**Exercise**
Search the data for the string "this" and extract every line where it appears.

— Begin —

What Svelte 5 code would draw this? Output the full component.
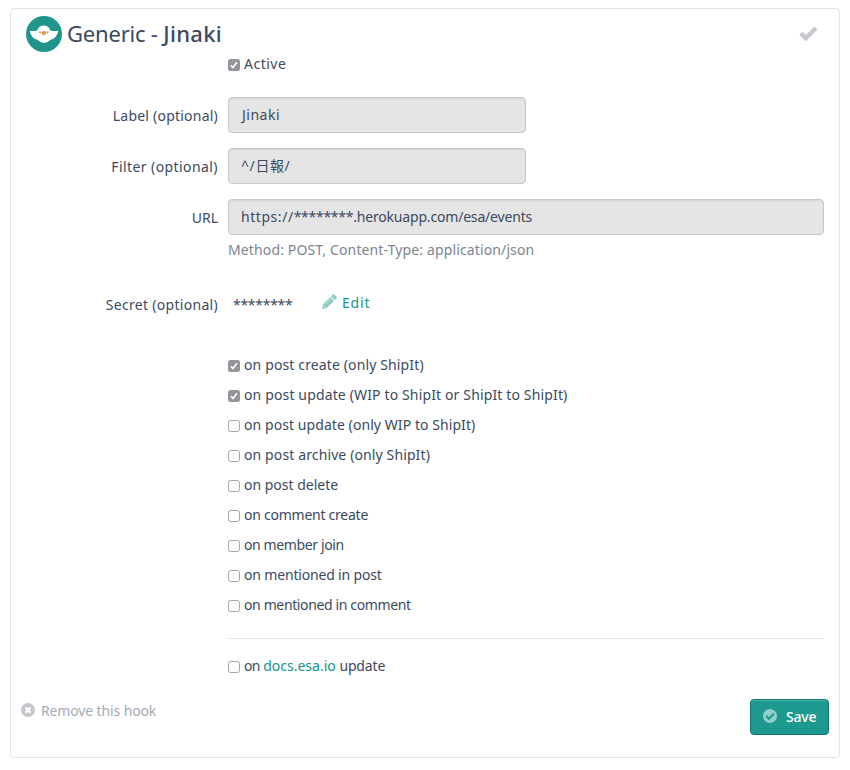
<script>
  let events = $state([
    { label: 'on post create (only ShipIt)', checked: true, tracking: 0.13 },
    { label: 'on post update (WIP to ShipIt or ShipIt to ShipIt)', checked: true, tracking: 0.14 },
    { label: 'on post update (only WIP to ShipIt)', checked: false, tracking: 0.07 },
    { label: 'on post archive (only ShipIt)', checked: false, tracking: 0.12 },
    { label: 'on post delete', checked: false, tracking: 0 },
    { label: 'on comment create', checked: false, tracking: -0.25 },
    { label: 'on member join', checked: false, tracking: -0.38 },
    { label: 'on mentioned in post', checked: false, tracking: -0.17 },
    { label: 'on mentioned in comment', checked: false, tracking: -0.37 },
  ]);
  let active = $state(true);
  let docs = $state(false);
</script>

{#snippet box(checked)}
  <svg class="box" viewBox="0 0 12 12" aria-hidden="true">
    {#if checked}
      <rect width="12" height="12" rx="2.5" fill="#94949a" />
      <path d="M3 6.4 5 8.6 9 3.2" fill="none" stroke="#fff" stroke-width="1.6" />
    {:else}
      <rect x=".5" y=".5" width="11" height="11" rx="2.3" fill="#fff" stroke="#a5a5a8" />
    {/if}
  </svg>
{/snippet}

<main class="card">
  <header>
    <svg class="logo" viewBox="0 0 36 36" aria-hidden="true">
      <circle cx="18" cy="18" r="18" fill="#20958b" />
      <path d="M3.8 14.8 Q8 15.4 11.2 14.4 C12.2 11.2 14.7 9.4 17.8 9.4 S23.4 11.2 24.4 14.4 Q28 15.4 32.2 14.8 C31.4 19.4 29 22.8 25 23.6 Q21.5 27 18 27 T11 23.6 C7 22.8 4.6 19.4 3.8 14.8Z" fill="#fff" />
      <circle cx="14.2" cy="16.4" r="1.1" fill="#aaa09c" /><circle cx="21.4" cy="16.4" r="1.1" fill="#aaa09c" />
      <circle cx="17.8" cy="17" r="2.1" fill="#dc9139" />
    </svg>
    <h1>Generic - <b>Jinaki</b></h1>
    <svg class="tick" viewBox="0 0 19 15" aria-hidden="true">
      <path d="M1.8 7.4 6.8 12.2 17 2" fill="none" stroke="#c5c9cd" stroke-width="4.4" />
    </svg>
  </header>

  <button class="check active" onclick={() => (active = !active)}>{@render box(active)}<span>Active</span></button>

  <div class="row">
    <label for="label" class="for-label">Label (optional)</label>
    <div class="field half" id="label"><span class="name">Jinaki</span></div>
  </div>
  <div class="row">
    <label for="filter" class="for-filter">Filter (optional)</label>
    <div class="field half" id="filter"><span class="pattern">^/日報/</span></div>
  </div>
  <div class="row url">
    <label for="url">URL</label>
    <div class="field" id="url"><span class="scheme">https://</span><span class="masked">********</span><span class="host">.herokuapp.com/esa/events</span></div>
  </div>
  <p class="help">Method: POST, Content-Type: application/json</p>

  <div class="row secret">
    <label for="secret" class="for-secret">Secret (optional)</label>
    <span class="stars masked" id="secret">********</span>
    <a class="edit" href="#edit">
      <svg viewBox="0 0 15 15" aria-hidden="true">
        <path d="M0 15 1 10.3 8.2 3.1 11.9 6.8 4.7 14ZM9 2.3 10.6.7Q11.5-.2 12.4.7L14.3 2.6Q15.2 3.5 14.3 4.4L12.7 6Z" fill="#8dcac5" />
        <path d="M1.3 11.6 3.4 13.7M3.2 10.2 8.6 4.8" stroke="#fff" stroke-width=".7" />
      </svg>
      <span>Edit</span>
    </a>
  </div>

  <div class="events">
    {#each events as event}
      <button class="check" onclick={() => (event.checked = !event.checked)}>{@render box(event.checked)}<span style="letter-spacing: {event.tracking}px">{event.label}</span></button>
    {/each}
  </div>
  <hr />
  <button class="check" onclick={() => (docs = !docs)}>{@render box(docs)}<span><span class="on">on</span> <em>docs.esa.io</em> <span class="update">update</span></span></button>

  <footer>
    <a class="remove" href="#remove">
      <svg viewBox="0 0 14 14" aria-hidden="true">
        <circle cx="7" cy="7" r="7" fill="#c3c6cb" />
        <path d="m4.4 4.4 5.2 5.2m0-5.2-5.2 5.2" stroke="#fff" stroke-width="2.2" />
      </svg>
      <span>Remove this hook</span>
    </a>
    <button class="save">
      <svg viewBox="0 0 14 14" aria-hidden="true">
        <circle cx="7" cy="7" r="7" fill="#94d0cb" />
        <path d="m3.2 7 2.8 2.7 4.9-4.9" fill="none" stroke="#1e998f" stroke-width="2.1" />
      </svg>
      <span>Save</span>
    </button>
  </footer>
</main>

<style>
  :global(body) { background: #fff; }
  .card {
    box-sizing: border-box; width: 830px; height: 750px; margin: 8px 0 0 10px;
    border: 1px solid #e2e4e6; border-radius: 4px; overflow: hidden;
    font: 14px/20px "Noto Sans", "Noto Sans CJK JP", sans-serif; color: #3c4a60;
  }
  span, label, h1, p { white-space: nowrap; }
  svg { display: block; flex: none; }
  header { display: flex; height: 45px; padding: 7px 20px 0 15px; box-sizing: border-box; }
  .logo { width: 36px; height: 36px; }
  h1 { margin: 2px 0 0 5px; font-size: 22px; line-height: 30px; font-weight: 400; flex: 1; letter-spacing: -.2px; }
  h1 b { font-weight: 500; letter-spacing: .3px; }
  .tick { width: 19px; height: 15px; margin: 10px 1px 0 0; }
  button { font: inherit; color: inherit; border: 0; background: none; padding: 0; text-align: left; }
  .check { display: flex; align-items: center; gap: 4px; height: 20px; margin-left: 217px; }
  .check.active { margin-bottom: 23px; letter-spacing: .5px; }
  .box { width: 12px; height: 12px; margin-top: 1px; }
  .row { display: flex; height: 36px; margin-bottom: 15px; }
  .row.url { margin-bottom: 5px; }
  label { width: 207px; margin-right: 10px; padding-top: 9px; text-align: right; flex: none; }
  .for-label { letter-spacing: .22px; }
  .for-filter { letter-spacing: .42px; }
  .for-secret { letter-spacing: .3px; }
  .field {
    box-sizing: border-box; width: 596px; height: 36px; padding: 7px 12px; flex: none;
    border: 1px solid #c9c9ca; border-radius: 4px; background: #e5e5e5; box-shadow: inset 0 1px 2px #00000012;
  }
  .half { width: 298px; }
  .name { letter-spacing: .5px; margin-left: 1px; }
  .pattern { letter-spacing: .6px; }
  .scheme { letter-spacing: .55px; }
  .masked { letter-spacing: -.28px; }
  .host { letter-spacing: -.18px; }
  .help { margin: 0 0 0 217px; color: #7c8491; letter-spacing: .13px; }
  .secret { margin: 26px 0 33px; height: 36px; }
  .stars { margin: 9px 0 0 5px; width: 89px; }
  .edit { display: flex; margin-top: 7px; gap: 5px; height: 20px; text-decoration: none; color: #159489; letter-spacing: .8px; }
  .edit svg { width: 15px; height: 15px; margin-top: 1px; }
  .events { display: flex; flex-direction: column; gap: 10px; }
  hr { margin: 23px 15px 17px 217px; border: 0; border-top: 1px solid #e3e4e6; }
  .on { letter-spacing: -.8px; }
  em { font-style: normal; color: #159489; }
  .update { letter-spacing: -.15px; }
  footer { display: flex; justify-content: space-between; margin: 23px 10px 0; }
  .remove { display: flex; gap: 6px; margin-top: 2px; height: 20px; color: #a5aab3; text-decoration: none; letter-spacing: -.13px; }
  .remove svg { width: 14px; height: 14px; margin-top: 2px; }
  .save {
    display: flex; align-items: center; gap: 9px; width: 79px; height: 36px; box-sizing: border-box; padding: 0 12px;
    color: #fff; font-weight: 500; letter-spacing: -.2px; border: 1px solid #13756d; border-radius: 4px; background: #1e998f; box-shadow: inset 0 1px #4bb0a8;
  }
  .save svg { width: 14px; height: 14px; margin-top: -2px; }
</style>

— End —

**Task answer**
What Svelte 5 code would draw this? Output the full component.
      <span>Remove this hook</span>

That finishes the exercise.